REDE ALTERNATIVA - Caetano aparece mais falando do que cantando. Precisamos tê-lo mais na telinha. Mais Milton, Chico (e não apenas nos eventos Senna), Gal. Nossos maiores artistas aparecem de vez em quando.E há um sofoco geral: não aparece gente nova, o que tem aos potes, fora do circuito da grande mídia. Nas TVs alternativas, sobra amadorismo e falta de talento, com raras exceções. Vi belos programas com violonistas, acordeonistas, percussionistas etc. de primeiro time. Mas é tudo muito precário. Por que não juntam todos os canais alternativos e fazem uma grande televisão, poderosa, com programação de vanguarda, juntando recursos para peitar as grandes? Daria a maior audiência.

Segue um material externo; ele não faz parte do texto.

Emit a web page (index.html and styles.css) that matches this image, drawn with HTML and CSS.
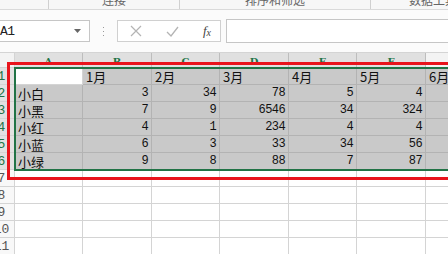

RETORNO - Em recente artigo, o jornalista Antonio Gonçalves Filho escreve o seguinte: "A crítica do historiador Geza Vermes ao filme A Paixão de Cristo, de Mel Gibson, é tão visceral que nem parece partir de um homem calmo e gentil de 80 anos, professor emérito da Universidade de Oxford. Vermes, autor de uma tetralogia sobre Jesus que levou 30 anos para ser concluída, é o tradutor inglês dos Manuscritos do Mar Morto e considerado um dos maiores especialistas em assuntos bíblicos do mundo. De Londres, ele atendeu a reportagem do Estado por telefone e confirmou sua aversão a quase todas as adaptações cinematográficas da vida de Jesus. O historiador, autor de The Authentic Gospel of Jesus (sua mais recente obra), livrou apenas a versão do cineasta marxista italiano Pier Paolo Pasolini, O Evangelho Segundo São Mateus. Realizado há exatamente 40 anos, o filme, recentemente lançado em DVD pela Versátil, apresenta um Messias revoltado e envolvido com os problemas políticos de seu tempo."